Reviewed by GREG KING
Director: Mark Romanek
Stars: Keira Knightley, Carey Mulligan, Andrew Garfield, Isobel Meikle-Small, Charlie Rowe, Ella Purnell, Charlotte Rampling, Sally Hawkins.
At first glance the rustic Hailsham seems like a typically privileged English boarding school, where orphaned students are raised by strict teachers and prepared for their future. But as we quickly learn, Hailsham has a far more sinister plan for its alumni. A few decades ago, scientists cured all diseases and developed a way to extend the human life span beyond 100 years. Scientists created a generation of clones whose sole purpose is to donate organs. Hailsham’s students are being raised in a hermetic environment to become perfectly healthy donors, whose organs will be systematically harvested to enable the wealthy to live longer and healthier lives. Some students will become carers, whose task it is to provide for the physical and mental well being of the donors.
We first meet three friends Ruth (Ella Purnell), Kathy (Isobel Meikle-Small) and the timid Tommy (Charlie Rowe) as youngsters at the school, who are at first unaware of what is in store for them when they reach adolescence. But as adults Tommy (Andrew Garfield) and his friend Kathy (Carey Mulligan, from An Education, etc) soon learn there is no escaping from their destiny.
A combination of romantic drama and high concept science fiction, the film is based on the acclaimed novel written by Kazuo Ishiguro, who also wrote The Remains Of The Day, which was adapted into a visually sumptuous film by Merchant Ivory. Never Let Me Go is a dystopian parable of a brave new world and set in an alternative past, and it is a world that is not immediately recogniseable. Screenwriter Alex Garland (The Beach, etc) remains faithful to both the sombre tone and the central premise of Ishiguro’s profound but depressing novel and its themes of longing, passion, love, destiny and mortality.
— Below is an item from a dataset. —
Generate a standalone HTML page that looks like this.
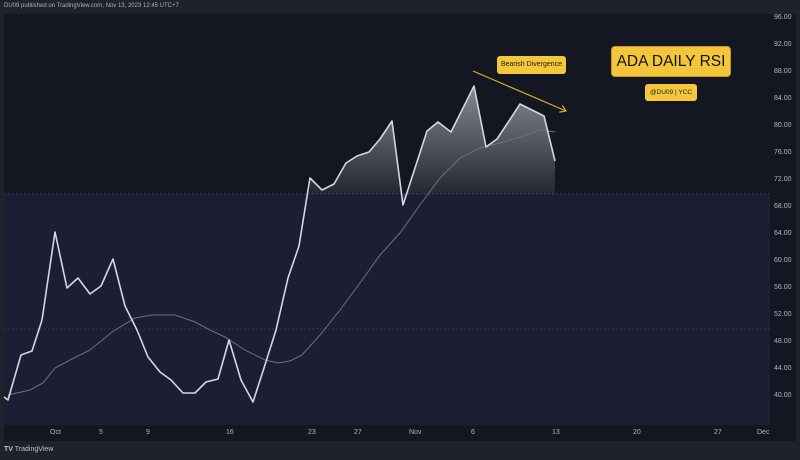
<!DOCTYPE html>
<html><head><meta charset="utf-8"><style>
*{margin:0;padding:0}
body{width:800px;height:460px;overflow:hidden;background:#1e222d;font-family:"Liberation Sans",sans-serif;position:relative}
.t{position:absolute;color:#b2b5be;font-size:7px}
</style></head><body>
<svg width="800" height="460" style="position:absolute;left:0;top:0">
<defs>
<linearGradient id="g" x1="0" y1="0" x2="0" y2="1">
<stop offset="0" stop-color="#9a9ca6" stop-opacity="0.85"/>
<stop offset="1" stop-color="#9a9ca6" stop-opacity="0.05"/>
</linearGradient>
<marker id="ar" markerWidth="8" markerHeight="8" refX="6" refY="4" orient="auto" markerUnits="userSpaceOnUse">
<path d="M0,0 L6,4 L0,8" fill="none" stroke="#d9ac2e" stroke-width="1.2"/>
</marker>
</defs>
<rect x="0" y="0" width="800" height="14" fill="#1e222d"/>
<rect x="4" y="14" width="766" height="180" fill="#141722"/>
<rect x="4" y="194" width="766" height="231" fill="#1d1e33"/>
<rect x="770" y="14" width="26" height="411" fill="#141722"/>
<rect x="4" y="425" width="792" height="16" fill="#141722"/>
<line x1="4" y1="194" x2="770" y2="194" stroke="#3a3c55" stroke-dasharray="2,2"/>
<line x1="4" y1="329" x2="770" y2="329" stroke="#34364e" stroke-dasharray="2,2"/>
<polygon fill="url(#g)" points="310,194 310,178 322,190 334,184 346,163 357,156 369,152 380,139 392,121 403,205 427,131 438,122 451,132 474,86 486,147 497,139 509,121 520,104 532,110 544,116 555,161 555,194"/>
<polyline fill="none" stroke="#6e7080" stroke-width="1" points="8,395 30,390 43,383 55,368 70,360 90,350 112,332 135,318 152,315 175,315 195,322 210,330 225,337 245,350 265,360 278,363 290,361 302,355 320,335 340,310 360,283 380,255 400,233 420,205 440,178 460,158 480,148 500,143 520,137 540,130 555,132"/>
<polyline fill="none" stroke="#d6d7de" stroke-width="1.6" stroke-linejoin="round" points="4,397 8,400 21,355 32,351 42,320 55,232 67,288 78,278 90,294 101,286 113,259 125,306 137,330 148,357 160,372 171,380 183,393 195,393 206,382 218,379 229,340 241,380 253,402 264,368 276,330 288,278 299,246 310,178 322,190 334,184 346,163 357,156 369,152 380,139 392,121 403,205 427,131 438,122 451,132 474,86 486,147 497,139 509,121 520,104 532,110 544,116 555,161"/>
<line x1="473" y1="71" x2="566" y2="111" stroke="#d9ac2e" stroke-width="1.2" marker-end="url(#ar)"/>
</svg>
<div class="t" style="left:4px;top:3px;font-size:6px;color:#aeb1ba">DU09 published on TradingView.com, Nov 13, 2023 12:45 UTC+7</div>
<div style="position:absolute;left:497px;top:56px;width:69px;height:18px;background:#f4c73b;border-radius:3px;font-size:7px;line-height:18px;text-align:center;color:#222;white-space:nowrap">Bearish Divergence</div>
<div style="position:absolute;left:611px;top:46px;width:118px;height:29px;background:#f4c73b;border:1px solid #c99a20;border-radius:4px;font-size:15.5px;line-height:29px;text-align:center;color:#111;font-family:'Liberation Sans',sans-serif;white-space:nowrap">ADA DAILY RSI</div>
<div style="position:absolute;left:645px;top:84px;width:52px;height:17px;background:#f4c73b;border-radius:3px;font-size:6.5px;line-height:17px;text-align:center;color:#222;white-space:nowrap">@DU09 | YCC</div>
<div class="t" style="left:774px;top:14px">96.00</div>
<div class="t" style="left:774px;top:41px">92.00</div>
<div class="t" style="left:774px;top:68px">88.00</div>
<div class="t" style="left:774px;top:95px">84.00</div>
<div class="t" style="left:774px;top:122px">80.00</div>
<div class="t" style="left:774px;top:149px">76.00</div>
<div class="t" style="left:774px;top:176px">72.00</div>
<div class="t" style="left:774px;top:203px">68.00</div>
<div class="t" style="left:774px;top:230px">64.00</div>
<div class="t" style="left:774px;top:257px">60.00</div>
<div class="t" style="left:774px;top:284px">56.00</div>
<div class="t" style="left:774px;top:311px">52.00</div>
<div class="t" style="left:774px;top:338px">48.00</div>
<div class="t" style="left:774px;top:365px">44.00</div>
<div class="t" style="left:774px;top:392px">40.00</div>
<div class="t" style="left:50px;top:429px">Oct</div>
<div class="t" style="left:99px;top:429px">5</div>
<div class="t" style="left:146px;top:429px">9</div>
<div class="t" style="left:226px;top:429px">16</div>
<div class="t" style="left:308px;top:429px">23</div>
<div class="t" style="left:354px;top:429px">27</div>
<div class="t" style="left:409px;top:429px">Nov</div>
<div class="t" style="left:471px;top:429px">6</div>
<div class="t" style="left:552px;top:429px">13</div>
<div class="t" style="left:633px;top:429px">20</div>
<div class="t" style="left:714px;top:429px">27</div>
<div class="t" style="left:757px;top:429px">Dec</div>
<div class="t" style="left:4px;top:446px;font-size:7px;color:#c0c3cc"><b>TV</b> TradingView</div>
</body></html>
We’ve had other films that have dealt with the theme of harvesting organs, most recently and graphically the straight to DVD thriller Turistas. But the theme has also driven Michael Bay’s big budget action thriller The Island, and it was the central concept behind Michael Crichton’s suspenseful medical thriller Coma, adapted from a novel written by fellow doctor Robin Cook.
This is a far more subtle treatment of the theme, and director Mark Romanek brings a suitably melancholic tone to the material. A former director of music videos, Romanek previously turned Robin Williams into a creepy psychopath in One Hour Photo, but here he directs with a remarkable sense of restraint and creates an emotionally distant mood piece that echoes the source’s contemplative style. His restraint effectively mutes the very real horror that lies just beneath the surface.
Kiera Knightley does well as the manipulative Ruth, the least sympathetic character here, as her jealousy and naked need for acceptance shapes her actions. She imbues her character with a painful fragility. Garfield (from The Social Network, the new Spiderman) brings emotional depth to his character, while Mulligan’s intelligent and empathetic performance as Kathy, who also acts as the film’s narrator, grounds the film. Charlotte Rampling is suitably haughty in her small but effective role as Hailsham’s imperious head mistress, while Sally Hawkins tempers her usual ebullience as a school teacher who desperately wants to tell her charges the bitter truth about their existence. The three young actors bear an eerie resemblance to their older counterparts.
Technically the film is ravishing to look at. Adam Kimmels’ cinematography is suitably chilling, while Rachel Portman’s violin driven score adds to the sad tone that permeates this quietly disturbing film.